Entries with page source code
---*---

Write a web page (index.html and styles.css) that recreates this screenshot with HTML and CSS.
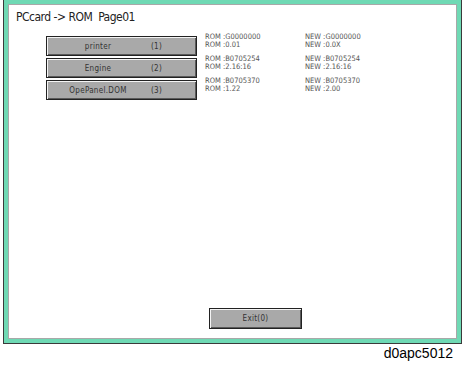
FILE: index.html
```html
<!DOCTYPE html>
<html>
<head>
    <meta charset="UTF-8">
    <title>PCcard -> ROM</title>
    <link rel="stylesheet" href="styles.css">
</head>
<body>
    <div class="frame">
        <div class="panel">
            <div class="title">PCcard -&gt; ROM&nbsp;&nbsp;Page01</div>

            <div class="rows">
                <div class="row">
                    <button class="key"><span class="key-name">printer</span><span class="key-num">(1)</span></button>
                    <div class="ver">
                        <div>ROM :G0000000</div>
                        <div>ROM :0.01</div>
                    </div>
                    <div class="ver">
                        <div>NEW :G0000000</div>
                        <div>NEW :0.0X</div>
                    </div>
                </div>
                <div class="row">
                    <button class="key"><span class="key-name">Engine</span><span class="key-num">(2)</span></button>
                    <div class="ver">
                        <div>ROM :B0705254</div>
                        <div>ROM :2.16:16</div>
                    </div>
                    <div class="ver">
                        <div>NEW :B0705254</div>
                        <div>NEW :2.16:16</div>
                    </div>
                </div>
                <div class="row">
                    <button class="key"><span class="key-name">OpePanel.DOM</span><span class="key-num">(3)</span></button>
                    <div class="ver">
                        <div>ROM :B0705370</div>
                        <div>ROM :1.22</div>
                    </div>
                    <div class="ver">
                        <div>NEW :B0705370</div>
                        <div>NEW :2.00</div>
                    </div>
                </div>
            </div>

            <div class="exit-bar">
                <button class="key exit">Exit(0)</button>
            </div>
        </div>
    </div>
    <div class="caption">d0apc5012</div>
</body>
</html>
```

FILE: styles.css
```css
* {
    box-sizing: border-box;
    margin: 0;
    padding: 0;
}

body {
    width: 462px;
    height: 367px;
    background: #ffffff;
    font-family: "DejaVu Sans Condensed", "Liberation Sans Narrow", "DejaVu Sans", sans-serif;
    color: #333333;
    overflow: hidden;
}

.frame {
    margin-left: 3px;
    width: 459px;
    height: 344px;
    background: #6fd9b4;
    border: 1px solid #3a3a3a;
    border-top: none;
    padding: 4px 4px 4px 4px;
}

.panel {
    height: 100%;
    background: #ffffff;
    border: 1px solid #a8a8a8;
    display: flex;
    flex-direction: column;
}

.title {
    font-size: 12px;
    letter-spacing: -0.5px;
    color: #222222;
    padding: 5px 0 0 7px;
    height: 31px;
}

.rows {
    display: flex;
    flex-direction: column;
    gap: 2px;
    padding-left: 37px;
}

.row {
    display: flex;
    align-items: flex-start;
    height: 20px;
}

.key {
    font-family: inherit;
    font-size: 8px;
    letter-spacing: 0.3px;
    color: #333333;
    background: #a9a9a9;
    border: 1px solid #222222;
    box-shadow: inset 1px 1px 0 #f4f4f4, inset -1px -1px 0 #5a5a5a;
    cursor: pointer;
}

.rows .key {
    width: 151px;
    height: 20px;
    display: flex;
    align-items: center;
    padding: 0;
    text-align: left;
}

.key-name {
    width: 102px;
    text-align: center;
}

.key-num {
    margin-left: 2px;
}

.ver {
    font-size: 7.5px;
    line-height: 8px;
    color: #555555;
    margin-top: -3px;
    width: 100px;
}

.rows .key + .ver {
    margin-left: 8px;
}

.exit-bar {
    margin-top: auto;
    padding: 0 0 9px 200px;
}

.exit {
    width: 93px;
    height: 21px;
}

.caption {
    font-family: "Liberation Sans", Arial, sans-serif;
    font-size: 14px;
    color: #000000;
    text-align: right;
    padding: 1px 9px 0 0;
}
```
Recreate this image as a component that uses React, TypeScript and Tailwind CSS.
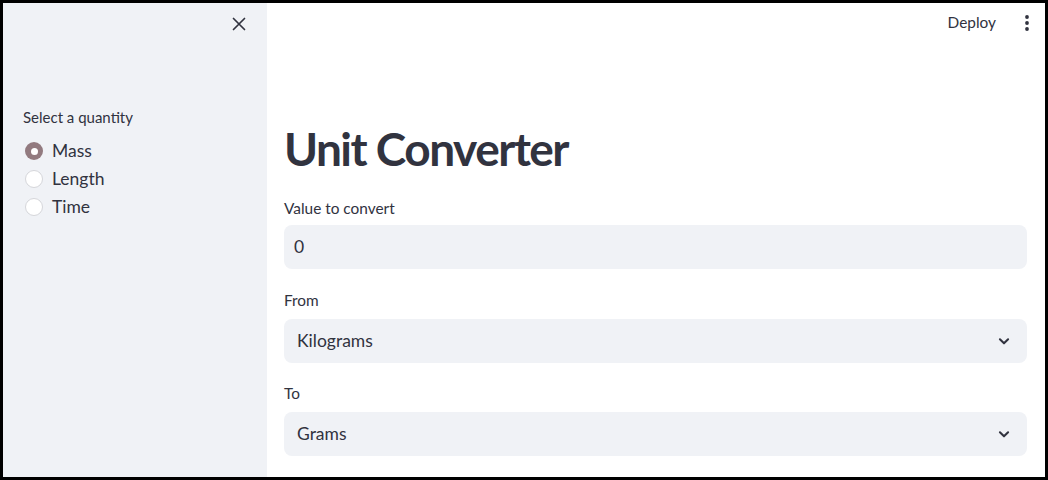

---*---

> _PROBLEM_
All of the data above should be quoted exactly, except for the pictures.

> _RESULT OF THIS EXERCISE_
Write a web page (index.html and styles.css) that recreates this screenshot with HTML and CSS.
FILE: index.html
```html
<!DOCTYPE html>
<html>
<head>
    <meta charset="UTF-8">
    <title>PCcard -> ROM</title>
    <link rel="stylesheet" href="styles.css">
</head>
<body>
    <div class="frame">
        <div class="panel">
            <div class="title">PCcard -&gt; ROM&nbsp;&nbsp;Page01</div>

            <div class="rows">
                <div class="row">
                    <button class="key"><span class="key-name">printer</span><span class="key-num">(1)</span></button>
                    <div class="ver">
                        <div>ROM :G0000000</div>
                        <div>ROM :0.01</div>
                    </div>
                    <div class="ver">
                        <div>NEW :G0000000</div>
                        <div>NEW :0.0X</div>
                    </div>
                </div>
                <div class="row">
                    <button class="key"><span class="key-name">Engine</span><span class="key-num">(2)</span></button>
                    <div class="ver">
                        <div>ROM :B0705254</div>
                        <div>ROM :2.16:16</div>
                    </div>
                    <div class="ver">
                        <div>NEW :B0705254</div>
                        <div>NEW :2.16:16</div>
                    </div>
                </div>
                <div class="row">
                    <button class="key"><span class="key-name">OpePanel.DOM</span><span class="key-num">(3)</span></button>
                    <div class="ver">
                        <div>ROM :B0705370</div>
                        <div>ROM :1.22</div>
                    </div>
                    <div class="ver">
                        <div>NEW :B0705370</div>
                        <div>NEW :2.00</div>
                    </div>
                </div>
            </div>

            <div class="exit-bar">
                <button class="key exit">Exit(0)</button>
            </div>
        </div>
    </div>
    <div class="caption">d0apc5012</div>
</body>
</html>
```

FILE: styles.css
```css
* {
    box-sizing: border-box;
    margin: 0;
    padding: 0;
}

body {
    width: 462px;
    height: 367px;
    background: #ffffff;
    font-family: "DejaVu Sans Condensed", "Liberation Sans Narrow", "DejaVu Sans", sans-serif;
    color: #333333;
    overflow: hidden;
}

.frame {
    margin-left: 3px;
    width: 459px;
    height: 344px;
    background: #6fd9b4;
    border: 1px solid #3a3a3a;
    border-top: none;
    padding: 4px 4px 4px 4px;
}

.panel {
    height: 100%;
    background: #ffffff;
    border: 1px solid #a8a8a8;
    display: flex;
    flex-direction: column;
}

.title {
    font-size: 12px;
    letter-spacing: -0.5px;
    color: #222222;
    padding: 5px 0 0 7px;
    height: 31px;
}

.rows {
    display: flex;
    flex-direction: column;
    gap: 2px;
    padding-left: 37px;
}

.row {
    display: flex;
    align-items: flex-start;
    height: 20px;
}

.key {
    font-family: inherit;
    font-size: 8px;
    letter-spacing: 0.3px;
    color: #333333;
    background: #a9a9a9;
    border: 1px solid #222222;
    box-shadow: inset 1px 1px 0 #f4f4f4, inset -1px -1px 0 #5a5a5a;
    cursor: pointer;
}

.rows .key {
    width: 151px;
    height: 20px;
    display: flex;
    align-items: center;
    padding: 0;
    text-align: left;
}

.key-name {
    width: 102px;
    text-align: center;
}

.key-num {
    margin-left: 2px;
}

.ver {
    font-size: 7.5px;
    line-height: 8px;
    color: #555555;
    margin-top: -3px;
    width: 100px;
}

.rows .key + .ver {
    margin-left: 8px;
}

.exit-bar {
    margin-top: auto;
    padding: 0 0 9px 200px;
}

.exit {
    width: 93px;
    height: 21px;
}

.caption {
    font-family: "Liberation Sans", Arial, sans-serif;
    font-size: 14px;
    color: #000000;
    text-align: right;
    padding: 1px 9px 0 0;
}
```
Recreate this image as a component that uses React, TypeScript and Tailwind CSS.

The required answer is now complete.